Japan is accumulatively the biggest money lender to Indonesia
and its private sector is also the biggest investor, while Japan
is also the biggest importer of Indonesian products.
Some American and British businessmen expressed their surprise
when they saw how the usually reserved Japanese executives
bluntly told Indonesian ministers that the government should stop
giving empty promises and instead issue concrete measures for
private corporations.
Their critical view is also shared by other foreign
businessmen and at least one envoy from a neighboring country.
Many foreign companies have abandoned Indonesia, while many
others have decided to stay because they have invested too much
here, and are just waiting for a miracle.

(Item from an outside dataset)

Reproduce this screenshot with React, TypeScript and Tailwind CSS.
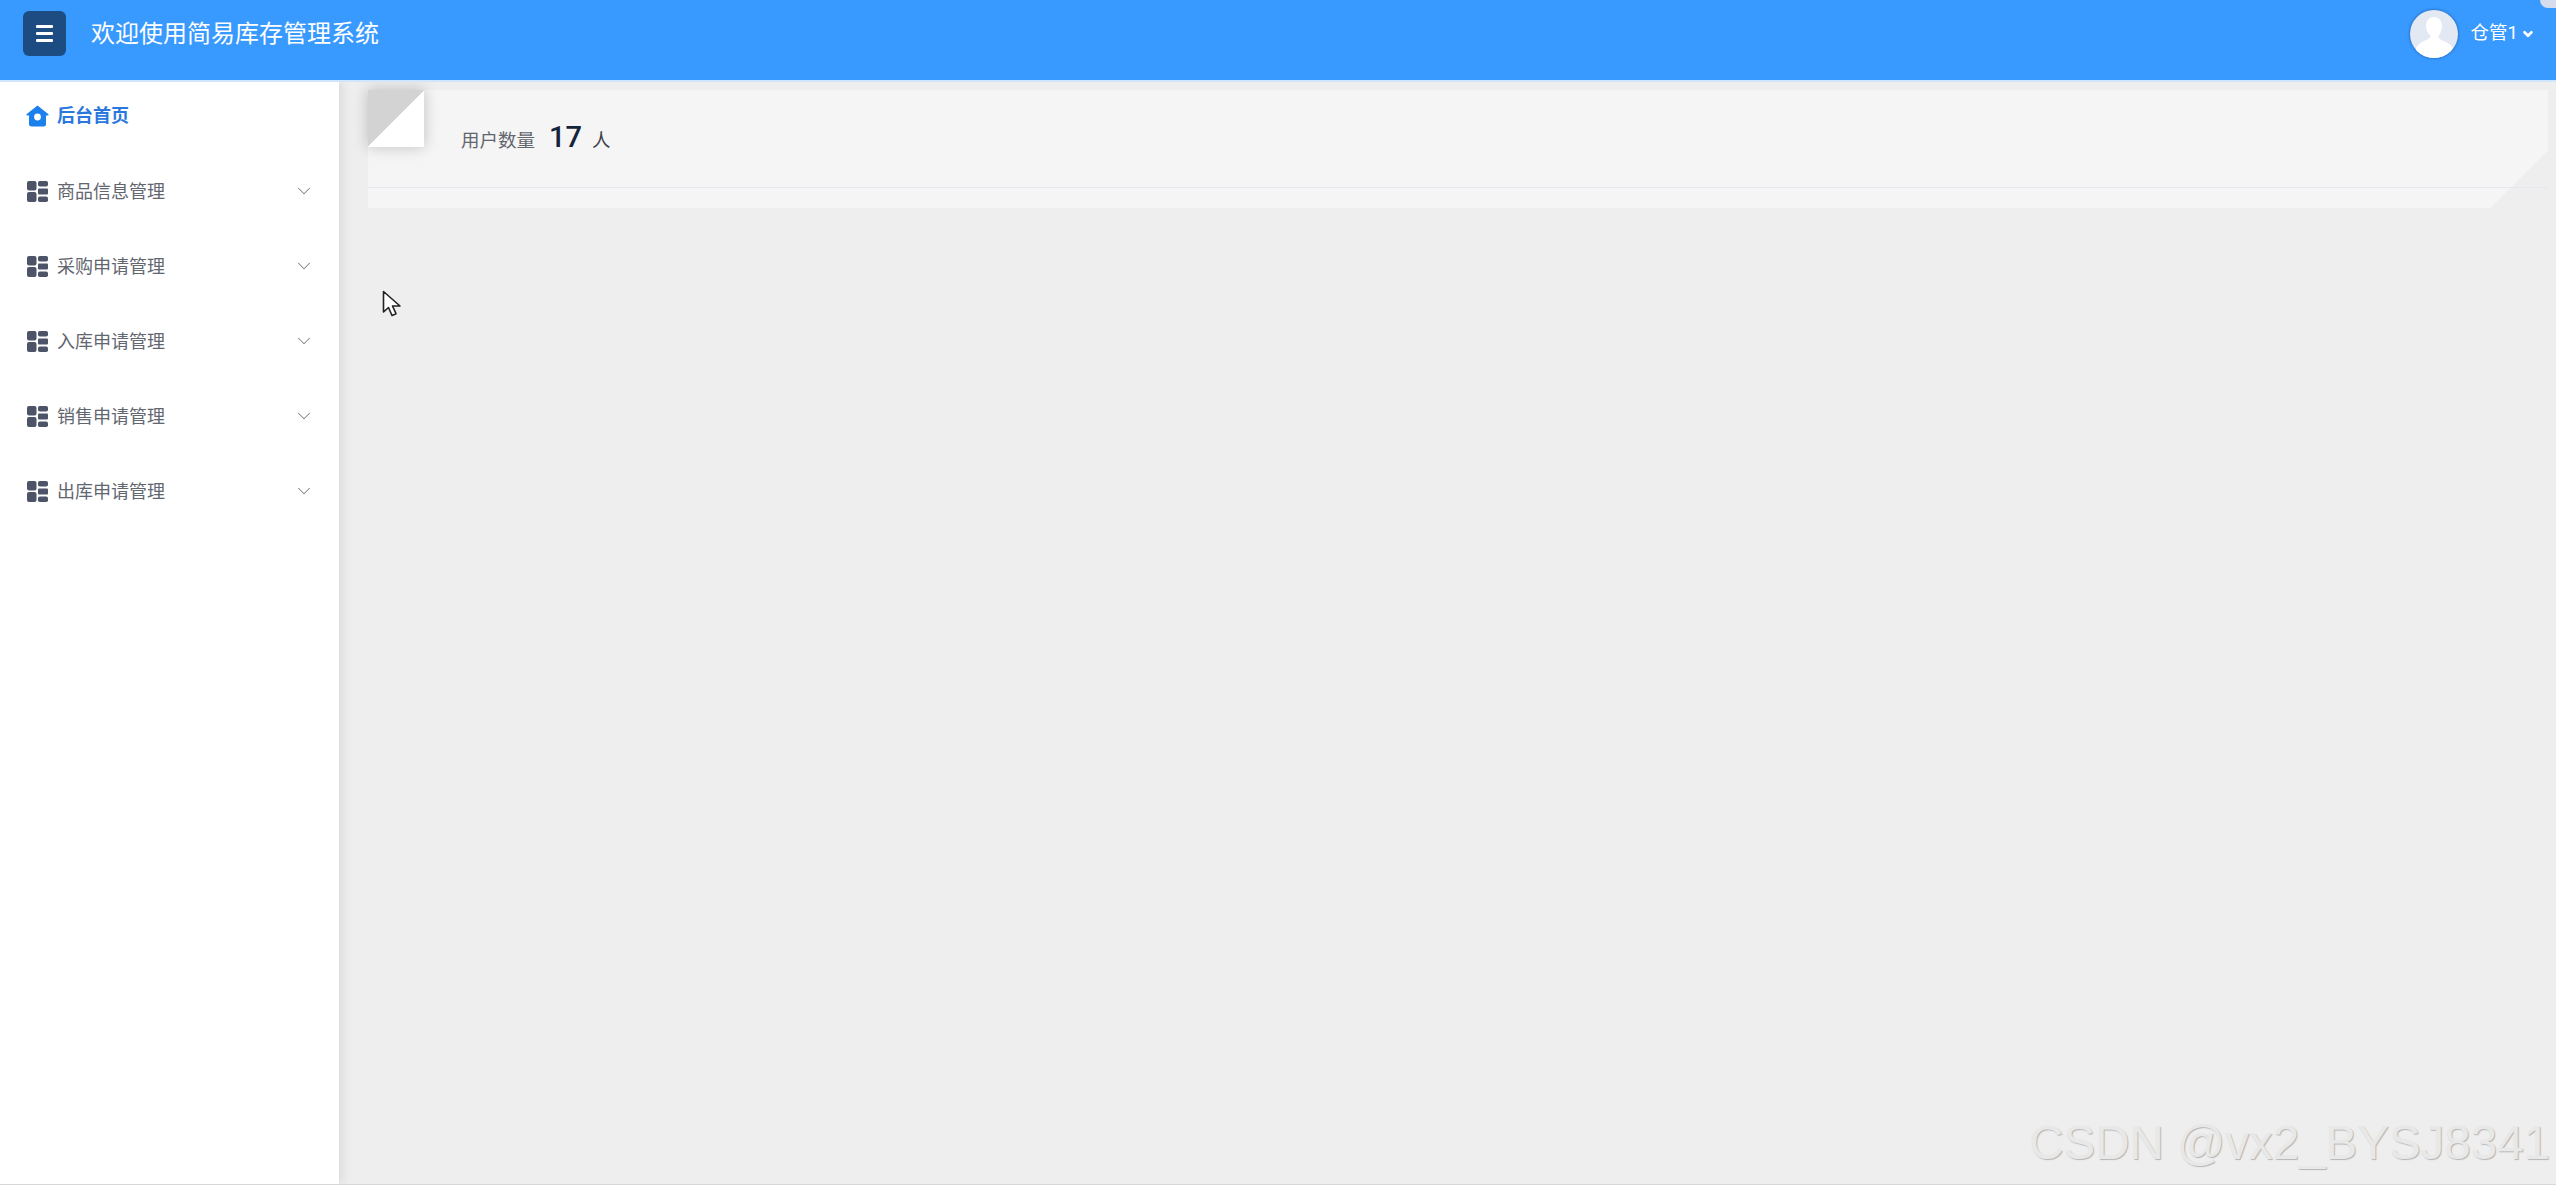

The investors' complaints included rampant corruption,
workers' demands, uncontrollable regional autonomy, taxation
problems, complicated and vicious custom and excise system, and
the greediness of political parties.
But how could President Megawati convince foreign investors to
expand their business to Indonesia when they could not even
understand her message to them? Her address to them last month
was in the Indonesian language.
Also, could the Cabinet expect foreign companies to pour fresh
money to Indonesia, when key economic ministers like Coordinating
Minister for the Economy Dorodjatun Kuntjoro-Jakti and Minister
of Finance Boediono were absent from an event where the foreign
business circle expected a major announcement from the
government?
An Asian businessman, who was invited along with other 300
foreign business executives, to the official launching of Invest
in Indonesia Year 2003 at Istana Merdeka late last month,
described his frustration because the President only used Bahasa
Indonesia in her speech, with no English translation.
It was more upsetting when he realized that the only concrete
result of the ceremony was the signing of the first stamp to mark
the year of investment by the President.
"We are really disappointed, it was just a waste of time,"
said the businessman, who had hoped that Megawati would announce
some new tax incentives, or that they would have the opportunity
to have a dialog with the President or her ministers, an
opportunity often available with former presidents B.J. Habibie
and Abdurrahman Wahid.
But the guests only heard the President's old song -- "We need
to keep improving our economic basics to create a good investment
climate."
The President has visited at least 27 countries and of course,
the state has spent millions of US dollars for her travel
expenses, as she believes her psychical presence in those
countries is very effective to lure foreign investment. However,
it is very difficult for Investment Coordinating Board (BKPM)
chairman Theo F. Toemion to back this up with concrete investment
data.
Foreign direct investment (FDI) continues to decline. FDI
approvals -- excluding those in the energy and financial sectors
-- plunged by 35 percent to US$9.7 billion last year from $15.06
billion in 2001.
Concurrently, domestic investment approvals has nose-dived
even more to Rp 25.26 trillion (US$2.8 billion) in 2002, 57
percent lower than the Rp 58.62 trillion in the previous year.
The problem is that the Cabinet has only been busy making
public statements without concrete policies to convince
investors. In response to severe criticism over the allegedly
crooked Customs and Excise Office, the President only replaced
its chief, and the old system remains -- it has not been changed
into a pre-shipment system as demanded by many.
The labor issue is likely the most crucial for the private
sector. Investors believe the increase in wages should also be in
line with rising productivity.
The President may think investors will come soon to Indonesia
after launching Invest in Indonesia Year 2003, and Dorodjatun
feels confident after making lengthy speeches in various fora.
But as to the measures which should be taken, "There are
hundreds of things that can be done very quickly to improve the
situation," said World Bank country director for Indonesia Andrew
Steer about investment in Indonesia.